3) Tidying up visible areas that demand said tidying up for reasons, alas, not connected to ecology and ecosystem function. For example, the front yard lawn-to-meadow conversion of wilder foundation beds where “cleaning” is a good thing for neighbors to see you doing, because seeing active management might help them understand you aren’t just “lazy” or don’t care.
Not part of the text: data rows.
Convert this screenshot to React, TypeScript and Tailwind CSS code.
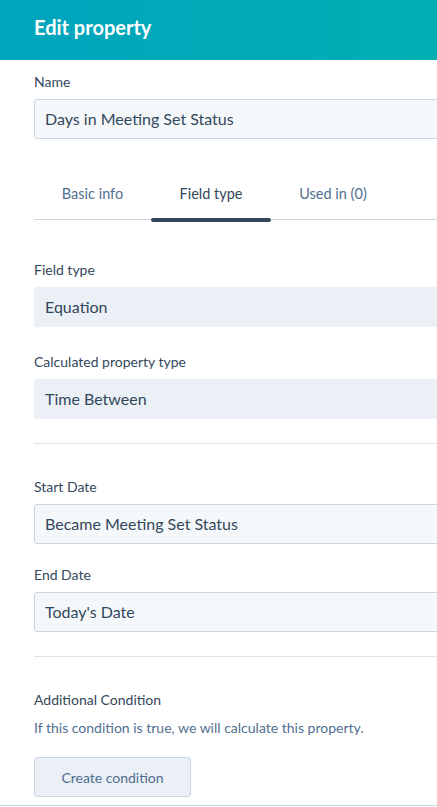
import React from "react";

const Label = ({ children, className = "" }: { children: React.ReactNode; className?: string }) => (
  <div className={`text-[14px] leading-[20px] text-[#33475b] ${className}`}>{children}</div>
);

const Input = ({ value }: { value: string }) => (
  <div className="h-[40px] flex items-center px-[10px] bg-[#f5f8fa] border border-[#cbd6e2] rounded-[3px] text-[16px] text-[#33475b]">
    {value}
  </div>
);

const ReadOnly = ({ value }: { value: string }) => (
  <div className="h-[40px] flex items-center px-[11px] bg-[#eaf0f6] rounded-[3px] text-[16px] text-[#33475b]">
    {value}
  </div>
);

const tabs = [
  { label: "Basic info", w: "w-[117px]" },
  { label: "Field type", w: "w-[120px]" },
  { label: "Used in (0)", w: "w-[124px]" },
];

export default function App() {
  const active = 1;

  return (
    <div className="w-[437px] h-[807px] overflow-hidden bg-white font-['Lato',sans-serif]">
      {/* header */}
      <div className="h-[60px] flex items-center px-[34px] bg-gradient-to-r from-[#00a4bd] to-[#00afb2]">
        <h1 className="text-[20px] font-bold text-white leading-none -mt-[7px]">Edit property</h1>
      </div>

      <div className="w-[520px] pl-[34px]">
        <Label className="mt-[12px] mb-[7px]">Name</Label>
        <Input value="Days in Meeting Set Status" />

        {/* tabs */}
        <div className="mt-[45px] flex border-b border-[#cbd6e2]">
          {tabs.map((t, i) => (
            <div
              key={t.label}
              className={`relative ${t.w} text-center pb-[15px] text-[14.5px] leading-[20px] ${
                i === active ? "text-[#33475b]" : "text-[#516f90]"
              }`}
            >
              {t.label}
              {i === active && (
                <div className="absolute left-0 right-0 -bottom-[3px] h-[4px] rounded-full bg-[#33475b]" />
              )}
            </div>
          ))}
        </div>

        <Label className="mt-[40px] mb-[7px]">Field type</Label>
        <ReadOnly value="Equation" />

        <Label className="mt-[25px] mb-[7px]">Calculated property type</Label>
        <ReadOnly value="Time Between" />

        <div className="mt-[24px] border-t border-[#dfe3eb]" />

        <Label className="mt-[33px] mb-[7px]">Start Date</Label>
        <Input value="Became Meeting Set Status" />

        <Label className="mt-[21px] mb-[7px]">End Date</Label>
        <Input value="Today's Date" />

        <div className="mt-[24px] border-t border-[#dfe3eb]" />

        <Label className="mt-[33px]">Additional Condition</Label>
        <div className="mt-[8px] text-[14px] leading-[20px] text-[#516f90]">
          If this condition is true, we will calculate this property.
        </div>
        <button className="mt-[19px] w-[157px] h-[40px] bg-[#eaf0f6] border border-[#cbd6e2] rounded-[3px] text-[14px] text-[#506e91]">
          Create condition
        </button>
      </div>

      <div className="mt-[8px] border-t border-[#cbd6e2]" />
    </div>
  );
}
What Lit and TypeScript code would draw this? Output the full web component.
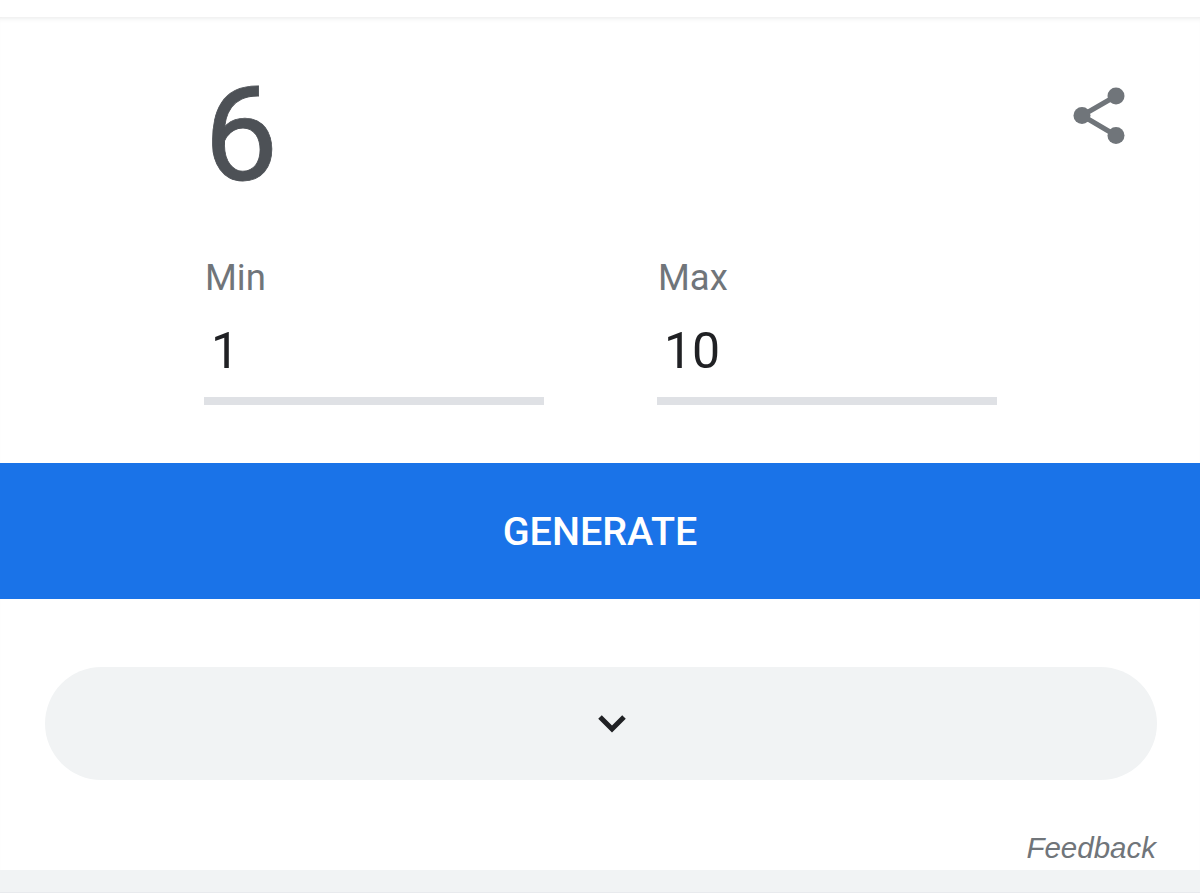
import { LitElement, html, css } from 'lit';
import { customElement } from 'lit/decorators.js';

@customElement('app-root')
export class AppRoot extends LitElement {
  static styles = css`
    :host {
      display: block;
      height: 896px;
      background: #fff;
      font-family: Roboto, "Liberation Sans", sans-serif;
      overflow: hidden;
    }

    .top {
      height: 17px;
      background: #fff;
    }

    .card {
      height: 853px;
      box-sizing: border-box;
      background: #fff;
      box-shadow: inset 0 5px 5px -4px rgba(60, 64, 67, 0.12);
      display: flex;
      flex-direction: column;
    }

    .result-row {
      height: 195px;
      display: flex;
      justify-content: space-between;
      align-items: flex-start;
      padding: 0 57px 0 204px;
    }

    .result {
      font-size: 132px;
      line-height: 155px;
      margin-top: 41px;
      color: #4d5156;
      -webkit-text-stroke: 0.8px #4d5156;
    }

    .share {
      width: 72px;
      height: 72px;
      margin-top: 63px;
    }

    .fields {
      display: flex;
      gap: 113px;
      padding-left: 204px;
    }

    .field {
      width: 340px;
    }

    .label {
      font-size: 36.5px;
      line-height: 42px;
      height: 42px;
      color: #70757a;
      padding: 45px 0 0 1px;
    }

    .value {
      font-size: 50px;
      line-height: 56px;
      color: #202124;
      padding: 24px 0 0 7px;
      height: 74px;
    }

    .line {
      height: 8px;
      background: #dfe1e5;
    }

    .generate {
      margin-top: 58px;
      height: 136px;
      background: #1a73e8;
      color: #fff;
      font-size: 39.5px;
      font-weight: 500;
      display: flex;
      align-items: center;
      justify-content: center;
    }

    .expand {
      margin: 68px 43px 0 45px;
      height: 113px;
      border-radius: 57px;
      background: #f1f3f4;
      display: flex;
      align-items: center;
      justify-content: center;
      padding-left: 22px;
    }

    .expand svg {
      display: block;
    }

    .feedback {
      margin-top: 49px;
      padding-right: 44px;
      text-align: right;
      font-family: "Liberation Sans", Arial, sans-serif;
      font-style: italic;
      font-size: 29.5px;
      line-height: 37px;
      color: #70757a;
    }

    .band {
      height: 22px;
      background: #f1f3f4;
      border-bottom: 1px solid #e8eaed;
    }
  `;

  render() {
    return html`
      <div class="top"></div>
      <div class="card">
        <div class="result-row">
          <div class="result">6</div>
          <svg class="share" viewBox="0 0 72 72" fill="#70757a">
            <path d="M45 16 L11 35.5 L45 55.5" fill="none" stroke="#70757a" stroke-width="5" />
            <circle cx="45" cy="16" r="8.5" />
            <circle cx="11" cy="35.5" r="8.5" />
            <circle cx="45" cy="55.5" r="8.5" />
          </svg>
        </div>
        <div class="fields">
          <div class="field">
            <div class="label">Min</div>
            <div class="value">1</div>
            <div class="line"></div>
          </div>
          <div class="field">
            <div class="label">Max</div>
            <div class="value">10</div>
            <div class="line"></div>
          </div>
        </div>
        <div class="generate">GENERATE</div>
        <div class="expand">
          <svg width="28" height="20" viewBox="0 0 28 20" fill="none" stroke="#202124" stroke-width="5">
            <path d="M2 3 L14 15 L26 3" />
          </svg>
        </div>
        <div class="feedback">Feedback</div>
      </div>
      <div class="band"></div>
    `;
  }
}
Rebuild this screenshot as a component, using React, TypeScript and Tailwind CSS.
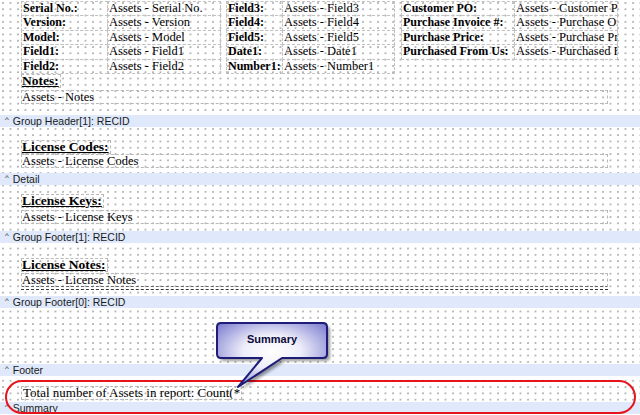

Your spring garden — and all of the spent plant material — are intentional and they are still sheltering insects and other fauna that don’t all emerge on the first warm day like suburban mowers. Some insect and bug species won’t emerge for weeks and months yet, in fact. In nature we don’t see birds or squirrels or prairie dogs cleaning up meadows or woodlands. We are the only species that removes native vegetation, replaces it with unnatural arrangements of plants that may or may not be suited to the site or one another, and then treat these assemblages as closets or living rooms that need spring cleaning. We create more work for ourselves and I don’t know why. And for some reason if you don’t participate actively in this work, you are dubbed an outsider and even an outlaw. Cleaning up is just another term for oppressing nature — but if you do it with a purpose, in sync with habitat and ecosystems, it can be a more strategic and lighter tool whose specific actions lead to specific ecological goals. 

Native shade plants under a birch tree, thriving in dry soil conditions.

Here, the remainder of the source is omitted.